Most Black Americans say they never fly the U.S. flag, a new national poll finds, laying bare how one piece of fabric can carry wildly different meanings depending on who you ask as the country inches toward its 250th birthday. Only about three in 10 Black adults report ever displaying the Stars and Stripes at home, compared with roughly half of white and Hispanic adults. That split lines up closely with age and party: older white Republicans are among the most likely to fly the flag, while younger Democrats and many Black respondents are among the least inclined to put it out.
About half of U.S. adults say they display the flag at home either year-round or on holidays, but that topline number masks a jumble of views, according to AP. The outlet reports that 47% of adults see the flag as more unifying than divisive, 36% say it is neither, and 16% call it more divisive.

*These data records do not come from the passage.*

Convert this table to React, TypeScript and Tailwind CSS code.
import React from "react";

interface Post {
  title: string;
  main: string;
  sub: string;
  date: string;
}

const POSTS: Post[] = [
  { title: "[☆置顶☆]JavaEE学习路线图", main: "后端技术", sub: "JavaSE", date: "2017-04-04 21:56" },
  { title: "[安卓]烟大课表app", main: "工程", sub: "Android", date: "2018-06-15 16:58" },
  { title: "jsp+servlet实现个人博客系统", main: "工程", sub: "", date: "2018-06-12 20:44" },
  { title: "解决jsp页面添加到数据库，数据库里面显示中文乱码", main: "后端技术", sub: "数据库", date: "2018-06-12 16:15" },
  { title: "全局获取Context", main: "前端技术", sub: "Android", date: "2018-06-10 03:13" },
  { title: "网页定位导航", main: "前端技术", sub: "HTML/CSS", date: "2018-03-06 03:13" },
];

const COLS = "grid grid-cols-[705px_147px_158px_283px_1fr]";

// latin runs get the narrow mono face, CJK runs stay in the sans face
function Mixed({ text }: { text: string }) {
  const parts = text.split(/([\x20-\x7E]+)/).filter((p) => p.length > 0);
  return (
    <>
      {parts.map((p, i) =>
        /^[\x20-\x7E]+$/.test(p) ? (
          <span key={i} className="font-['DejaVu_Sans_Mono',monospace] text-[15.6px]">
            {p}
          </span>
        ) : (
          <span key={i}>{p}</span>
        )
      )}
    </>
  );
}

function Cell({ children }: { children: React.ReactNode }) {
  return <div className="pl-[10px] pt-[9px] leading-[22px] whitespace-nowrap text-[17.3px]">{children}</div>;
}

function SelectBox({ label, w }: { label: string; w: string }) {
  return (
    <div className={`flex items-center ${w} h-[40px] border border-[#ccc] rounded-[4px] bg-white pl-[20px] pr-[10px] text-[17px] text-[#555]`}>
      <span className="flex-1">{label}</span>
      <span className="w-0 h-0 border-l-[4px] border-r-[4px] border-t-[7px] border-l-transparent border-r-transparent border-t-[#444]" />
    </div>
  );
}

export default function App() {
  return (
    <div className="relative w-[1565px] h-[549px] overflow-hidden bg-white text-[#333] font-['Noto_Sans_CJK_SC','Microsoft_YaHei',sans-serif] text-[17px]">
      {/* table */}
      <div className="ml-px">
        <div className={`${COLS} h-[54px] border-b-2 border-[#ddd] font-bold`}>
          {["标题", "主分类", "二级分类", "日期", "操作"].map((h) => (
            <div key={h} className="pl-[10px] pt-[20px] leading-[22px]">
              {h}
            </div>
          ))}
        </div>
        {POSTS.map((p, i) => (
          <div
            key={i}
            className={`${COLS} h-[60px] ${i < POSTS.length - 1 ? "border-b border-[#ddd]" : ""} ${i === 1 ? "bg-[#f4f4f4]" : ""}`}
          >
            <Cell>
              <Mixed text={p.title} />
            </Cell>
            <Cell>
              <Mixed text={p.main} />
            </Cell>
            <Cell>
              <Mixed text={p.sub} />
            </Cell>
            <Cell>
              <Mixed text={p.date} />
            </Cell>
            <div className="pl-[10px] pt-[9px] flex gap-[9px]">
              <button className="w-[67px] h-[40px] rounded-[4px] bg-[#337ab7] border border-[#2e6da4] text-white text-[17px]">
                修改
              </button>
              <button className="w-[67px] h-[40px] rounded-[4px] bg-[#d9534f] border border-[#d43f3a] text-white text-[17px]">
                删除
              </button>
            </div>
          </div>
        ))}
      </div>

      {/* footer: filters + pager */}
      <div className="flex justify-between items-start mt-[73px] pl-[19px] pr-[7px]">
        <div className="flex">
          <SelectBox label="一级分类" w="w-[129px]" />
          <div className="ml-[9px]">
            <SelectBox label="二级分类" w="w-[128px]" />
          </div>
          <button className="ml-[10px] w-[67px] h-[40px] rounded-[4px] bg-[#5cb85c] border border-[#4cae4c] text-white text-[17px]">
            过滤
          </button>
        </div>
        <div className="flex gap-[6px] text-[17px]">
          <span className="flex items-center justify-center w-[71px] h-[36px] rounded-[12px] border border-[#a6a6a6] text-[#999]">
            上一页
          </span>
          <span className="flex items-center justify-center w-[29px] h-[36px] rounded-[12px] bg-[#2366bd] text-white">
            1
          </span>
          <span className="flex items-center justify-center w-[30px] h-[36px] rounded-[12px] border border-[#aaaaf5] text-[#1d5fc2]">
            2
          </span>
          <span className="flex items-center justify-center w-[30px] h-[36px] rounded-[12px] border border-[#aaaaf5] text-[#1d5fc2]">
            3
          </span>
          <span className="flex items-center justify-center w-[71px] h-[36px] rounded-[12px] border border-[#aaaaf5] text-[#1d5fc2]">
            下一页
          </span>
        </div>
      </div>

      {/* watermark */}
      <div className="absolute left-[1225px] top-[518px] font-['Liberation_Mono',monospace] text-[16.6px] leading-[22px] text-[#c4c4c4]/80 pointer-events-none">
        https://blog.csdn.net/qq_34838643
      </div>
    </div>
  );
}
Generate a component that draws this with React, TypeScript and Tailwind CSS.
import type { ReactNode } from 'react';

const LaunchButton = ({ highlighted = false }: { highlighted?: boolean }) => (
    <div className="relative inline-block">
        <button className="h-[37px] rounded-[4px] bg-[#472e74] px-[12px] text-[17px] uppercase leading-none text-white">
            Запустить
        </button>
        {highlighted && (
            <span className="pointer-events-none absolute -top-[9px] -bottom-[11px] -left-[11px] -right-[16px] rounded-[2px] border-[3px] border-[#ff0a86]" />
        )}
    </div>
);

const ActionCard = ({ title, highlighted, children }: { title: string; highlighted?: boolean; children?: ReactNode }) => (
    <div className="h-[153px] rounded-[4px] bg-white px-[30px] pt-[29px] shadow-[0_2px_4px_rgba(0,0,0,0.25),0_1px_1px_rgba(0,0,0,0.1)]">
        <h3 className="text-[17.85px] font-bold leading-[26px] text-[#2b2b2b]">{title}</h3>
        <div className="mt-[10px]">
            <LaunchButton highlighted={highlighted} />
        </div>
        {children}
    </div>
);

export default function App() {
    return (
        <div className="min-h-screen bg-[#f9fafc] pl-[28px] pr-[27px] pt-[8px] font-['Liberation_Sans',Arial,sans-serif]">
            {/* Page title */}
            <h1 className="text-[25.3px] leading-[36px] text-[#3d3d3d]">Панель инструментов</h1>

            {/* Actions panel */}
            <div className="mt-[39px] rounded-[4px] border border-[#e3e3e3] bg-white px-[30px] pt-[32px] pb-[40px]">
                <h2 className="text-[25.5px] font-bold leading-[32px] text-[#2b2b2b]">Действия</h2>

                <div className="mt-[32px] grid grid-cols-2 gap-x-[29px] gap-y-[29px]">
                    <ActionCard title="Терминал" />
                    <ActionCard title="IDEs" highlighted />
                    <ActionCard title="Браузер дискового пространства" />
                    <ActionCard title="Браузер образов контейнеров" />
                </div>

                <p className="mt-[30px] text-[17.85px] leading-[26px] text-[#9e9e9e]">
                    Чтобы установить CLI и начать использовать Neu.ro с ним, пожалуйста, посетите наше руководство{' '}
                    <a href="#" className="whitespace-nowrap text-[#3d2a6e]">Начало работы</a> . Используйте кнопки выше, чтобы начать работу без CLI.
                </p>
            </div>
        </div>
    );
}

The reporting also weaves in interviews from cities like Detroit and Minneapolis that put names and faces to those statistics.

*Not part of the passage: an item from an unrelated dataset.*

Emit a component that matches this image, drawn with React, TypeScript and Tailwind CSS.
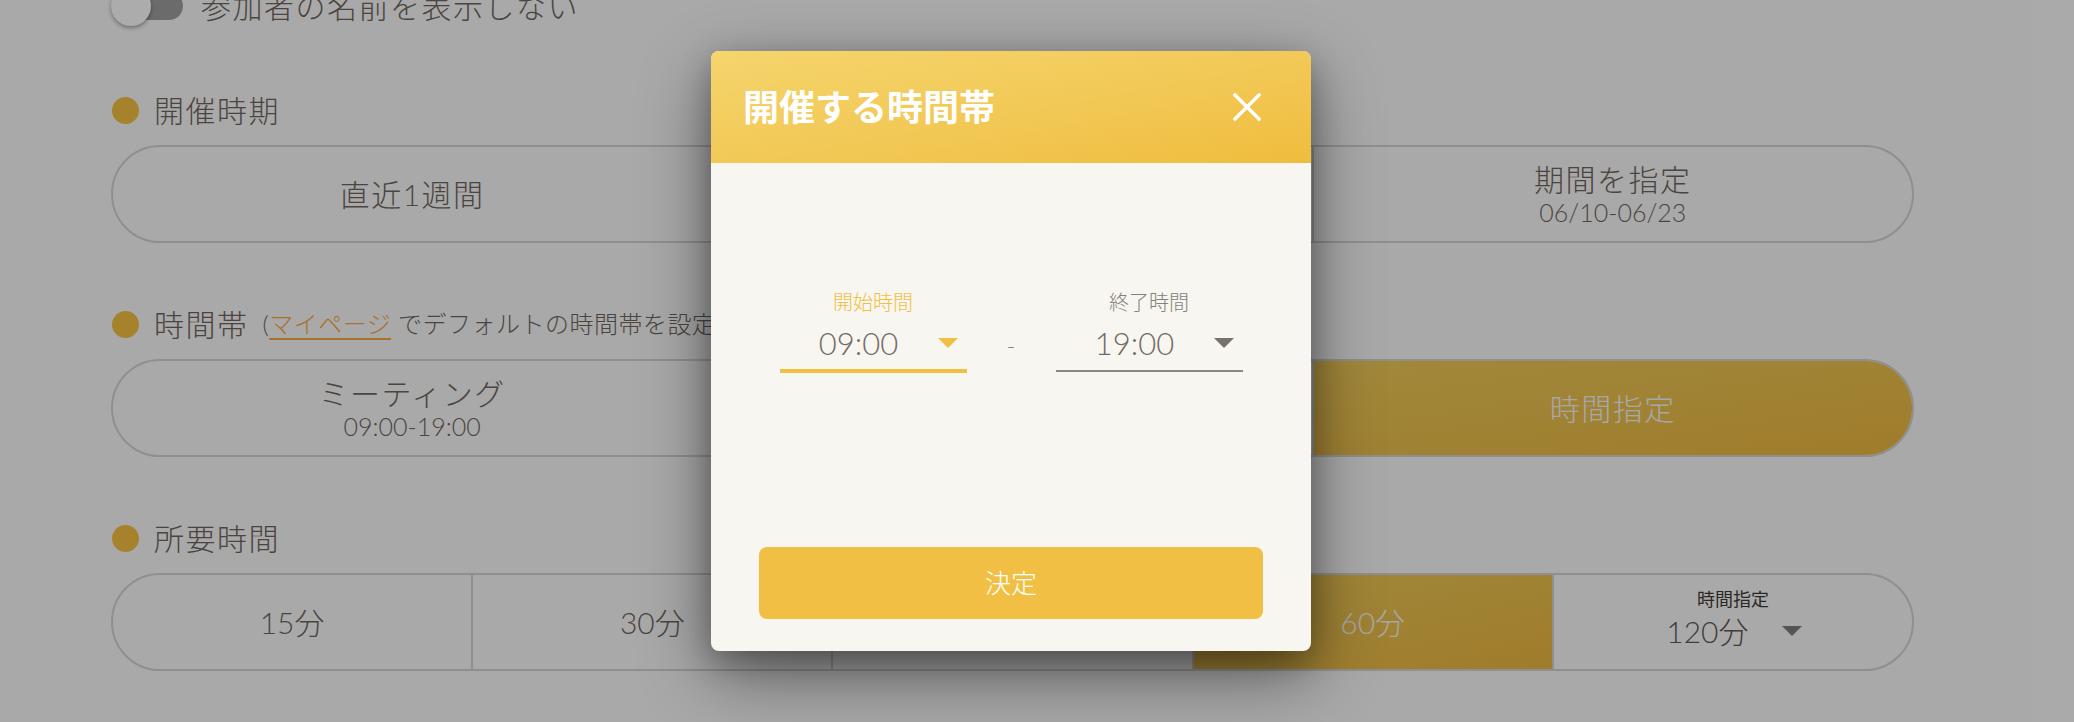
import React from "react";

function Dot() {
  return <span className="ml-[1px] block h-[27px] w-[27px] shrink-0 rounded-full bg-[#eebb3f]" />;
}

function Caret({ color }: { color: string }) {
  return (
    <svg width="20" height="10" viewBox="0 0 20 10" className="shrink-0">
      <polygon points="0,0 20,0 10,10" fill={color} />
    </svg>
  );
}

export default function App() {
  return (
    <div className="relative h-[722px] w-[2074px] overflow-hidden bg-[#f3f3f3] font-['Lato','Noto_Sans_CJK_JP',sans-serif] text-[#6c635c]">
      {/* underlying page */}
      <div className="-mt-[14px] flex flex-col pl-[111px]">
        {/* toggle row */}
        <div className="flex h-[40px] items-center">
          <div className="relative h-[40px] w-[72px] shrink-0">
            <div className="absolute left-[14px] top-[6px] h-[28px] w-[58px] rounded-full bg-[#9a9a9a]" />
            <div className="absolute left-0 top-0 h-[40px] w-[40px] rounded-full bg-[#f6f6f6] shadow-[0_2px_4px_rgba(0,0,0,0.35)]" />
          </div>
          <span className="ml-[18px] text-[30px] font-light leading-[40px] tracking-[0.05em]">参加者の名前を表示しない</span>
        </div>

        {/* 開催時期 */}
        <div className="mt-[69px] flex h-[30px] items-center">
          <Dot />
          <span className="ml-[15px] text-[30px] font-light leading-[30px] tracking-[0.05em]">開催時期</span>
        </div>
        <div className="mt-[20px] flex h-[98px] w-[1803px] overflow-hidden rounded-full border-2 border-[#cdcdcd]">
          <div className="flex flex-1 items-center justify-center text-[30px] font-light tracking-[0.05em]">直近1週間</div>
          <div className="flex flex-1 items-center justify-center border-l-2 border-[#cdcdcd] text-[30px] font-light tracking-[0.05em]">直近2週間</div>
          <div className="flex flex-1 flex-col items-center justify-center border-l-2 border-[#cdcdcd] font-light">
            <span className="text-[30px] leading-[36px] tracking-[0.05em]">期間を指定</span>
            <span className="text-[25px] leading-[30px]">06/10-06/23</span>
          </div>
        </div>

        {/* 時間帯 */}
        <div className="mt-[66px] flex h-[30px] items-center">
          <Dot />
          <span className="ml-[15px] text-[30px] font-light leading-[30px] tracking-[0.05em]">時間帯</span>
          <span className="ml-[14px] text-[24px] font-light leading-[30px] tracking-[0.02em]">
            (<span className="text-[#f0a342] underline decoration-2 underline-offset-[5px]">マイページ</span> でデフォルトの時間帯を設定)
          </span>
        </div>
        <div className="mt-[20px] flex h-[98px] w-[1803px] overflow-hidden rounded-full border-2 border-[#cdcdcd]">
          <div className="flex flex-1 flex-col items-center justify-center font-light">
            <span className="text-[30px] leading-[36px] tracking-[0.05em]">ミーティング</span>
            <span className="text-[25px] leading-[30px]">09:00-19:00</span>
          </div>
          <div className="flex flex-1 flex-col items-center justify-center border-l-2 border-[#cdcdcd] font-light">
            <span className="text-[30px] leading-[36px] tracking-[0.05em]">終日</span>
            <span className="text-[25px] leading-[30px]">00:00-24:00</span>
          </div>
          <div className="flex flex-1 items-center justify-center border-l-2 border-[#cdcdcd] bg-linear-to-br from-[#e8c456] to-[#e4b23f] text-[30px] font-light tracking-[0.05em] text-[#f0f0f0]">
            時間指定
          </div>
        </div>

        {/* 所要時間 */}
        <div className="mt-[66px] flex h-[30px] items-center">
          <Dot />
          <span className="ml-[15px] text-[30px] font-light leading-[30px] tracking-[0.05em]">所要時間</span>
        </div>
        <div className="mt-[20px] flex h-[98px] w-[1803px] overflow-hidden rounded-full border-2 border-[#cdcdcd]">
          <div className="flex flex-1 items-center justify-center text-[30px] font-light">15分</div>
          <div className="flex flex-1 items-center justify-center border-l-2 border-[#cdcdcd] text-[30px] font-light">30分</div>
          <div className="flex flex-1 items-center justify-center border-l-2 border-[#cdcdcd] text-[30px] font-light">45分</div>
          <div className="flex flex-1 items-center justify-center border-l-2 border-[#cdcdcd] bg-linear-to-br from-[#e8c456] to-[#e4b23f] text-[30px] font-light text-[#f0f0f0]">
            60分
          </div>
          <div className="flex flex-1 flex-col items-center justify-center border-l-2 border-[#cdcdcd] pb-[8px]">
            <span className="text-[18px] leading-[24px] text-[#3f3935]">時間指定</span>
            <div className="mt-[2px] flex items-center gap-[33px] pl-[2px]">
              <span className="text-[30px] font-light leading-[36px] text-[#5e5651]">120分</span>
              <Caret color="#7a7a7a" />
            </div>
          </div>
        </div>
      </div>

      {/* backdrop */}
      <div className="absolute inset-0 bg-black/30" />

      {/* dialog */}
      <div className="absolute left-[711px] top-[51px] flex h-[600px] w-[600px] flex-col overflow-hidden rounded-[8px] bg-[#f8f6f0] shadow-[0_24px_70px_rgba(0,0,0,0.45),0_10px_30px_rgba(0,0,0,0.25)]">
        <div className="flex h-[112px] shrink-0 items-center justify-between bg-linear-to-br from-[#f5d56d] to-[#efbd3d] pl-[32px] pr-[50px]">
          <h2 className="text-[36px] font-bold leading-[40px] text-white">開催する時間帯</h2>
          <svg width="28" height="28" viewBox="0 0 28 28">
            <path d="M2 2 L26 26 M26 2 L2 26" stroke="#ffffff" strokeWidth="3.4" strokeLinecap="square" />
          </svg>
        </div>
        <div className="flex flex-1 flex-col px-[48px] pb-[32px]">
          <div className="mt-[127px] flex items-start justify-center">
            {/* start */}
            <div className="flex w-[187px] flex-col items-center">
              <span className="text-[20px] font-light leading-[24px] text-[#f0bf43]">開始時間</span>
              <div className="mt-[11px] flex h-[48px] w-full items-start border-b-4 border-[#f0bf43] pr-[9px]">
                <span className="flex-1 text-center text-[31px] font-light leading-[36px] text-[#726a64]">09:00</span>
                <div className="mt-[13px]">
                  <Caret color="#f0bf43" />
                </div>
              </div>
            </div>
            {/* dash */}
            <div className="flex w-[89px] justify-center pt-[44px]">
              <span className="text-[24px] font-light leading-[24px] text-[#8a8580]">-</span>
            </div>
            {/* end */}
            <div className="flex w-[187px] flex-col items-center">
              <span className="text-[20px] font-light leading-[24px] text-[#85807b]">終了時間</span>
              <div className="mt-[11px] flex h-[47px] w-full items-start border-b-2 border-[#8d8a85] pr-[9px]">
                <span className="flex-1 text-center text-[31px] font-light leading-[36px] text-[#726a64]">19:00</span>
                <div className="mt-[13px]">
                  <Caret color="#77716c" />
                </div>
              </div>
            </div>
          </div>
          <button className="mt-auto flex h-[72px] w-full items-center justify-center rounded-[8px] bg-[#f0bf43] text-[26px] font-light text-white">
            決定
          </button>
        </div>
      </div>
    </div>
  );
}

The findings come from an AP-NORC poll of 2,596 adults conducted in April using NORC's AmeriSpeak probability panel, with an overall margin of sampling error of ±2.6 percentage points for the full sample, according to the release.
Race, party and age shape flag habits
The poll highlights sharp splits by party and generation. About six in 10 Democrats and independents say they "never" fly the flag, and 75% of Democrats under 45 fall into that camp, while roughly seven in 10 Republicans report flying it at least on holidays, per AP. Americans 60 and older are also far more likely than younger adults to display the flag on a regular basis. Together, those patterns suggest that putting up Old Glory now often doubles as a signal of political identity as much as a gesture of civic pride.
Voices on both sides
The survey reporting folds in personal stories that explain why people land where they do. In Detroit, Jerry Esters said he flies multiple flags outside his home as a tribute to the opportunities his family struggled to secure. By contrast, 79-year-old Yvonne Pistochini said there is "no scenario" in which she would fly the Stars and Stripes at her house because, in her view, the country has not lived up to its promises. Those perspectives capture how the same flag can represent hard-won pride for some and deep disappointment or hurt for others.
What experts say
Historians and scholars point to a long history in which national symbols have been wielded both to welcome and to shut people out. Dartmouth historian Matthew Delmont has noted that many Black Americans "see the flag as a symbol of both inclusion and exclusion," pointing out that it has at times been used to promote exclusionary versions of patriotism. Writers and activists likewise argue that, for some people, the flag is less a simple emblem of belonging than a constant reminder of promises still unfulfilled.
How this compares to past surveys
The racial gap in flag flying is not a new wrinkle. Earlier research has consistently found that white Americans are more likely than Black Americans to display the flag. A Pew Research Center analysis from 2007, for example, reported that 67% of white respondents said they display the flag, compared with 41% of Black respondents, a divide that has persisted in various forms over the years. Those longer-running trends help explain why the AP-NORC numbers land with such force as the country gears up for large-scale anniversary celebrations.
Whether Old Glory feels like a shared rallying point this Fourth of July may depend less on the cloth itself than on who feels welcome standing under it. The poll hints that the nation’s big birthday will be marked with pride by some and with ambivalence or outright refusal to display the symbol by many others, underscoring how questions of belonging still sit at the center of America’s celebrations.